● Problem:
Drop every picture, then transcribe the remaining data exactly.

● Information supplied:
########################################
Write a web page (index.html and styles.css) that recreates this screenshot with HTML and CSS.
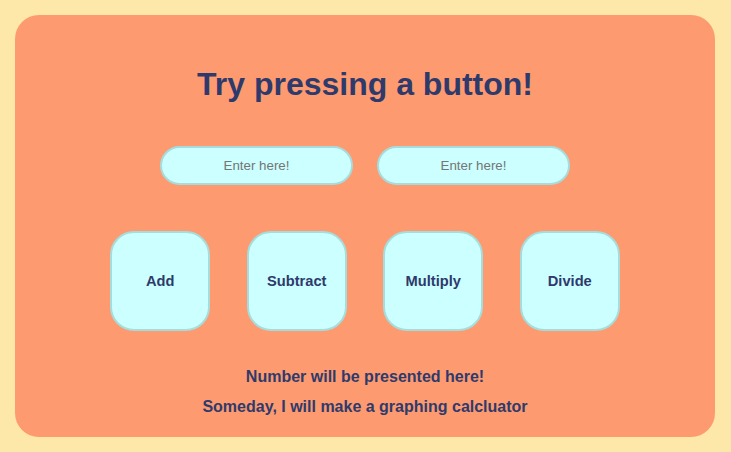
FILE: index.html
```html
<!DOCTYPE html>
<html>
<head>
<meta charset="utf-8">
<link rel="stylesheet" href="styles.css">
</head>
<body>
<div class="card">
  <h1 class="title">Try pressing a button!</h1>
  <div class="inputs">
    <input class="field" type="text" placeholder="Enter here!">
    <input class="field" type="text" placeholder="Enter here!">
  </div>
  <div class="buttons">
    <button class="op">Add</button>
    <button class="op">Subtract</button>
    <button class="op">Multiply</button>
    <button class="op">Divide</button>
  </div>
  <p class="result">Number will be presented here!</p>
  <p class="note">Someday, I will make a graphing calcluator</p>
</div>
</body>
</html>
```
FILE: styles.css
```css
html, body {
  margin: 0;
  padding: 0;
  background: #fee8a9;
  font-family: "Liberation Sans", Arial, sans-serif;
}
body {
  padding: 15px 16px 15px 15px;
}
.card {
  background: #fe9a6f;
  border-radius: 24px;
  padding: 51px 0 21px;
  display: flex;
  flex-direction: column;
  align-items: center;
  color: #2e3a6b;
}
.title {
  margin: 0;
  font-size: 32px;
  line-height: 37px;
  font-weight: bold;
}
.inputs {
  display: flex;
  gap: 24px;
  margin-top: 43px;
}
.field {
  box-sizing: border-box;
  width: 193px;
  height: 39px;
  border: 2px solid #a6dcdc;
  border-radius: 20px;
  background: #ccffff;
  text-align: center;
  font-family: "Liberation Sans", Arial, sans-serif;
  font-size: 13.333px;
  color: #333;
  outline: none;
}
.field::placeholder {
  color: #757575;
}
.buttons {
  display: flex;
  gap: 36.5px;
  margin-top: 46px;
}
.op {
  box-sizing: border-box;
  width: 100px;
  height: 100px;
  border: 2px solid #a6dcdc;
  border-radius: 24px;
  background: #ccffff;
  color: #2e3a6b;
  font-family: "Liberation Sans", Arial, sans-serif;
  font-size: 14.667px;
  font-weight: bold;
  padding: 0;
}
.result, .note {
  margin: 0;
  font-size: 16px;
  line-height: 18px;
  font-weight: bold;
}
.result {
  margin-top: 37px;
}
.note {
  margin-top: 12px;
}
```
########################################
● Written solution:
Write a web page (index.html and styles.css) that recreates this screenshot with HTML and CSS.
FILE: index.html
```html
<!DOCTYPE html>
<html>
<head>
<meta charset="utf-8">
<link rel="stylesheet" href="styles.css">
</head>
<body>
<div class="card">
  <h1 class="title">Try pressing a button!</h1>
  <div class="inputs">
    <input class="field" type="text" placeholder="Enter here!">
    <input class="field" type="text" placeholder="Enter here!">
  </div>
  <div class="buttons">
    <button class="op">Add</button>
    <button class="op">Subtract</button>
    <button class="op">Multiply</button>
    <button class="op">Divide</button>
  </div>
  <p class="result">Number will be presented here!</p>
  <p class="note">Someday, I will make a graphing calcluator</p>
</div>
</body>
</html>
```
FILE: styles.css
```css
html, body {
  margin: 0;
  padding: 0;
  background: #fee8a9;
  font-family: "Liberation Sans", Arial, sans-serif;
}
body {
  padding: 15px 16px 15px 15px;
}
.card {
  background: #fe9a6f;
  border-radius: 24px;
  padding: 51px 0 21px;
  display: flex;
  flex-direction: column;
  align-items: center;
  color: #2e3a6b;
}
.title {
  margin: 0;
  font-size: 32px;
  line-height: 37px;
  font-weight: bold;
}
.inputs {
  display: flex;
  gap: 24px;
  margin-top: 43px;
}
.field {
  box-sizing: border-box;
  width: 193px;
  height: 39px;
  border: 2px solid #a6dcdc;
  border-radius: 20px;
  background: #ccffff;
  text-align: center;
  font-family: "Liberation Sans", Arial, sans-serif;
  font-size: 13.333px;
  color: #333;
  outline: none;
}
.field::placeholder {
  color: #757575;
}
.buttons {
  display: flex;
  gap: 36.5px;
  margin-top: 46px;
}
.op {
  box-sizing: border-box;
  width: 100px;
  height: 100px;
  border: 2px solid #a6dcdc;
  border-radius: 24px;
  background: #ccffff;
  color: #2e3a6b;
  font-family: "Liberation Sans", Arial, sans-serif;
  font-size: 14.667px;
  font-weight: bold;
  padding: 0;
}
.result, .note {
  margin: 0;
  font-size: 16px;
  line-height: 18px;
  font-weight: bold;
}
.result {
  margin-top: 37px;
}
.note {
  margin-top: 12px;
}
```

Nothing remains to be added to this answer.